[AIM OF THE TASK]: Exactly as written, retype the listing below, omitting the pictures.

[DATA]:

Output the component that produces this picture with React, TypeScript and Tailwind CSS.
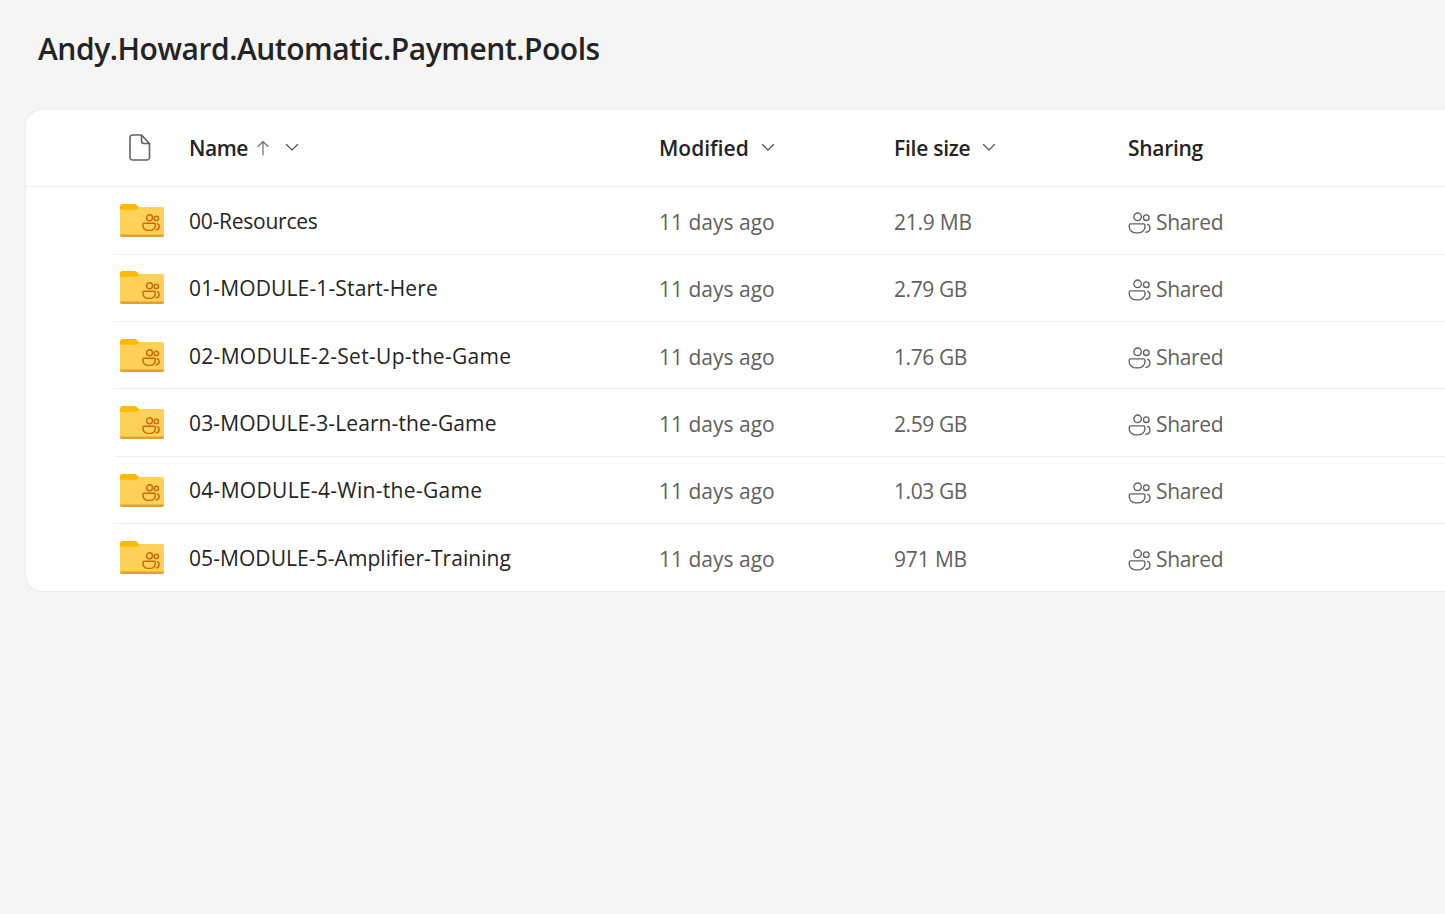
const rows = [
  { name: "00-Resources", size: "21.9 MB", track: "tracking-[-0.25px]", sizeTrack: "tracking-[-0.25px]" },
  { name: "01-MODULE-1-Start-Here", size: "2.79 GB", track: "tracking-[0.14px]", sizeTrack: "tracking-[-0.4px]" },
  { name: "02-MODULE-2-Set-Up-the-Game", size: "1.76 GB", track: "tracking-[0.3px]", sizeTrack: "tracking-[-0.4px]" },
  { name: "03-MODULE-3-Learn-the-Game", size: "2.59 GB", track: "tracking-[0.12px]", sizeTrack: "tracking-[-0.4px]" },
  { name: "04-MODULE-4-Win-the-Game", size: "1.03 GB", track: "tracking-[0.3px]", sizeTrack: "tracking-[-0.4px]" },
  { name: "05-MODULE-5-Amplifier-Training", size: "971 MB", track: "tracking-[0.07px]", sizeTrack: "tracking-[-0.15px]" },
];

function Chevron() {
  return (
    <svg width="14" height="14" viewBox="0 0 14 14" fill="none" className="shrink-0">
      <path d="M1.5 4.5 L7 10 L12.5 4.5" stroke="#555" strokeWidth="1.2" strokeLinecap="round" strokeLinejoin="round" />
    </svg>
  );
}

function People({ color, size, sw }: { color: string; size: number; sw: number }) {
  return (
    <svg width={size} height={size} viewBox="0 0 22 22" fill="none" className="block">
      <circle cx="9.2" cy="4.6" r="3.6" stroke={color} strokeWidth={sw} />
      <circle cx="17.5" cy="5.4" r="2.7" stroke={color} strokeWidth={sw} />
      <path d="M2.4 11.4 H15 A1.2 1.2 0 0 1 16.2 12.6 V14 A6 6 0 0 1 10.2 20 H7.2 A6 6 0 0 1 1.2 14 V12.6 A1.2 1.2 0 0 1 2.4 11.4 Z" stroke={color} strokeWidth={sw} />
      <path d="M17.2 19.4 C19.6 19 21 17.4 21 15.2 C21 13.5 20.1 12.3 18.8 11.9" stroke={color} strokeWidth={sw} strokeLinecap="round" />
    </svg>
  );
}

function Folder() {
  return (
    <div className="relative w-[45px] h-[35px]">
      <svg width="45" height="35" viewBox="0 0 45 35" className="block">
        <path d="M0 3.5 A2.5 2.5 0 0 1 2.5 1 H14.5 A3 3 0 0 1 16.7 1.9 L20.5 5.6 V7 H0 Z" fill="#FFB900" />
        <path d="M0 6.8 H16 A2.5 2.5 0 0 0 17.8 6 L19.8 4 H42 A2 2 0 0 1 44 6 V32 A2 2 0 0 1 42 34 H2 A2 2 0 0 1 0 32 Z" fill="#FFD257" />
        <path d="M0 31.6 H44 V32 A2 2 0 0 1 42 34 H2 A2 2 0 0 1 0 32 Z" fill="#E3A02E" />
      </svg>
      <div className="absolute left-[21.5px] top-[11.5px]">
        <People color="#C9690F" size={18} sw={1.8} />
      </div>
    </div>
  );
}

export default function App() {
  return (
    <div className="w-[1445px] h-[914px] overflow-hidden bg-[#f5f5f5] font-['Open_Sans','Noto_Sans',sans-serif] text-[#242424]">
      <h1 className="h-[110px] pl-[38px] pt-[29px] text-[30px] leading-[40px] font-semibold tracking-[-0.46px]">
        Andy.Howard.Automatic.Payment.Pools
      </h1>
      <div className="ml-[26px] w-[1440px] rounded-2xl bg-white shadow-[0_0_2px_rgba(0,0,0,0.12)]">
        <div className="grid grid-cols-[88px_75px_470px_235px_234px_1fr] h-[77.3px] pt-[2px] items-center border-b border-[#f0f0f0] text-[21px] font-semibold">
          <div />
          <div className="pl-[15px] -mt-[4px]">
            <svg width="22" height="27" viewBox="0 0 22 27" fill="none" className="block">
              <path d="M3.5 1 H12.5 L20.5 9.5 V23.5 A2.5 2.5 0 0 1 18 26 H3.5 A2.5 2.5 0 0 1 1 23.5 V3.5 A2.5 2.5 0 0 1 3.5 1 Z M12.5 1 V7 A2.5 2.5 0 0 0 15 9.5 H20.5" stroke="#616161" strokeWidth="1.6" strokeLinejoin="round" />
            </svg>
          </div>
          <div className="flex items-center">
            <span className="tracking-[-0.45px]">Name</span>
            <svg width="14" height="16" viewBox="0 0 14 16" fill="none" className="ml-[8px] -mt-[2px]">
              <path d="M7 15 V1.5 M2 6.5 L7 1.5 L12 6.5" stroke="#707070" strokeWidth="1.2" strokeLinecap="round" strokeLinejoin="round" />
            </svg>
            <span className="ml-[15px] -mt-[4px]"><Chevron /></span>
          </div>
          <div className="flex items-center gap-[12px]">
            <span>Modified</span>
            <span className="-mt-[4px]"><Chevron /></span>
          </div>
          <div className="flex items-center gap-[12px]">
            <span className="tracking-[-0.25px]">File size</span>
            <span className="-mt-[4px]"><Chevron /></span>
          </div>
          <div className="tracking-[-0.3px]">Sharing</div>
        </div>
        <div className="ml-[88px]">
          {rows.map((r, i) => (
            <div key={r.name} className={`grid grid-cols-[75px_470px_235px_234px_1fr] items-center text-[21px] ${i < rows.length - 1 ? "h-[67.4px] border-b border-[#f0f0f0]" : "h-[66.6px]"}`}>
              <div className="pl-[6px]"><Folder /></div>
              <div className={`pt-[2px] ${r.track}`}>{r.name}</div>
              <div className="pt-[4px] text-[#616161]">11 days ago</div>
              <div className={`pt-[4px] text-[#616161] ${r.sizeTrack}`}>{r.size}</div>
              <div className="pt-[4px] flex items-center text-[#616161]">
                <span className="mt-[2px]"><People color="#616161" size={23} sw={1.3} /></span>
                <span className="ml-[5px] tracking-[-0.35px]">Shared</span>
              </div>
            </div>
          ))}
        </div>
      </div>
    </div>
  );
}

[WRITTEN ANSWER]:
Output the component that produces this picture with React, TypeScript and Tailwind CSS.
const rows = [
  { name: "00-Resources", size: "21.9 MB", track: "tracking-[-0.25px]", sizeTrack: "tracking-[-0.25px]" },
  { name: "01-MODULE-1-Start-Here", size: "2.79 GB", track: "tracking-[0.14px]", sizeTrack: "tracking-[-0.4px]" },
  { name: "02-MODULE-2-Set-Up-the-Game", size: "1.76 GB", track: "tracking-[0.3px]", sizeTrack: "tracking-[-0.4px]" },
  { name: "03-MODULE-3-Learn-the-Game", size: "2.59 GB", track: "tracking-[0.12px]", sizeTrack: "tracking-[-0.4px]" },
  { name: "04-MODULE-4-Win-the-Game", size: "1.03 GB", track: "tracking-[0.3px]", sizeTrack: "tracking-[-0.4px]" },
  { name: "05-MODULE-5-Amplifier-Training", size: "971 MB", track: "tracking-[0.07px]", sizeTrack: "tracking-[-0.15px]" },
];

function Chevron() {
  return (
    <svg width="14" height="14" viewBox="0 0 14 14" fill="none" className="shrink-0">
      <path d="M1.5 4.5 L7 10 L12.5 4.5" stroke="#555" strokeWidth="1.2" strokeLinecap="round" strokeLinejoin="round" />
    </svg>
  );
}

function People({ color, size, sw }: { color: string; size: number; sw: number }) {
  return (
    <svg width={size} height={size} viewBox="0 0 22 22" fill="none" className="block">
      <circle cx="9.2" cy="4.6" r="3.6" stroke={color} strokeWidth={sw} />
      <circle cx="17.5" cy="5.4" r="2.7" stroke={color} strokeWidth={sw} />
      <path d="M2.4 11.4 H15 A1.2 1.2 0 0 1 16.2 12.6 V14 A6 6 0 0 1 10.2 20 H7.2 A6 6 0 0 1 1.2 14 V12.6 A1.2 1.2 0 0 1 2.4 11.4 Z" stroke={color} strokeWidth={sw} />
      <path d="M17.2 19.4 C19.6 19 21 17.4 21 15.2 C21 13.5 20.1 12.3 18.8 11.9" stroke={color} strokeWidth={sw} strokeLinecap="round" />
    </svg>
  );
}

function Folder() {
  return (
    <div className="relative w-[45px] h-[35px]">
      <svg width="45" height="35" viewBox="0 0 45 35" className="block">
        <path d="M0 3.5 A2.5 2.5 0 0 1 2.5 1 H14.5 A3 3 0 0 1 16.7 1.9 L20.5 5.6 V7 H0 Z" fill="#FFB900" />
        <path d="M0 6.8 H16 A2.5 2.5 0 0 0 17.8 6 L19.8 4 H42 A2 2 0 0 1 44 6 V32 A2 2 0 0 1 42 34 H2 A2 2 0 0 1 0 32 Z" fill="#FFD257" />
        <path d="M0 31.6 H44 V32 A2 2 0 0 1 42 34 H2 A2 2 0 0 1 0 32 Z" fill="#E3A02E" />
      </svg>
      <div className="absolute left-[21.5px] top-[11.5px]">
        <People color="#C9690F" size={18} sw={1.8} />
      </div>
    </div>
  );
}

export default function App() {
  return (
    <div className="w-[1445px] h-[914px] overflow-hidden bg-[#f5f5f5] font-['Open_Sans','Noto_Sans',sans-serif] text-[#242424]">
      <h1 className="h-[110px] pl-[38px] pt-[29px] text-[30px] leading-[40px] font-semibold tracking-[-0.46px]">
        Andy.Howard.Automatic.Payment.Pools
      </h1>
      <div className="ml-[26px] w-[1440px] rounded-2xl bg-white shadow-[0_0_2px_rgba(0,0,0,0.12)]">
        <div className="grid grid-cols-[88px_75px_470px_235px_234px_1fr] h-[77.3px] pt-[2px] items-center border-b border-[#f0f0f0] text-[21px] font-semibold">
          <div />
          <div className="pl-[15px] -mt-[4px]">
            <svg width="22" height="27" viewBox="0 0 22 27" fill="none" className="block">
              <path d="M3.5 1 H12.5 L20.5 9.5 V23.5 A2.5 2.5 0 0 1 18 26 H3.5 A2.5 2.5 0 0 1 1 23.5 V3.5 A2.5 2.5 0 0 1 3.5 1 Z M12.5 1 V7 A2.5 2.5 0 0 0 15 9.5 H20.5" stroke="#616161" strokeWidth="1.6" strokeLinejoin="round" />
            </svg>
          </div>
          <div className="flex items-center">
            <span className="tracking-[-0.45px]">Name</span>
            <svg width="14" height="16" viewBox="0 0 14 16" fill="none" className="ml-[8px] -mt-[2px]">
              <path d="M7 15 V1.5 M2 6.5 L7 1.5 L12 6.5" stroke="#707070" strokeWidth="1.2" strokeLinecap="round" strokeLinejoin="round" />
            </svg>
            <span className="ml-[15px] -mt-[4px]"><Chevron /></span>
          </div>
          <div className="flex items-center gap-[12px]">
            <span>Modified</span>
            <span className="-mt-[4px]"><Chevron /></span>
          </div>
          <div className="flex items-center gap-[12px]">
            <span className="tracking-[-0.25px]">File size</span>
            <span className="-mt-[4px]"><Chevron /></span>
          </div>
          <div className="tracking-[-0.3px]">Sharing</div>
        </div>
        <div className="ml-[88px]">
          {rows.map((r, i) => (
            <div key={r.name} className={`grid grid-cols-[75px_470px_235px_234px_1fr] items-center text-[21px] ${i < rows.length - 1 ? "h-[67.4px] border-b border-[#f0f0f0]" : "h-[66.6px]"}`}>
              <div className="pl-[6px]"><Folder /></div>
              <div className={`pt-[2px] ${r.track}`}>{r.name}</div>
              <div className="pt-[4px] text-[#616161]">11 days ago</div>
              <div className={`pt-[4px] text-[#616161] ${r.sizeTrack}`}>{r.size}</div>
              <div className="pt-[4px] flex items-center text-[#616161]">
                <span className="mt-[2px]"><People color="#616161" size={23} sw={1.3} /></span>
                <span className="ml-[5px] tracking-[-0.35px]">Shared</span>
              </div>
            </div>
          ))}
        </div>
      </div>
    </div>
  );
}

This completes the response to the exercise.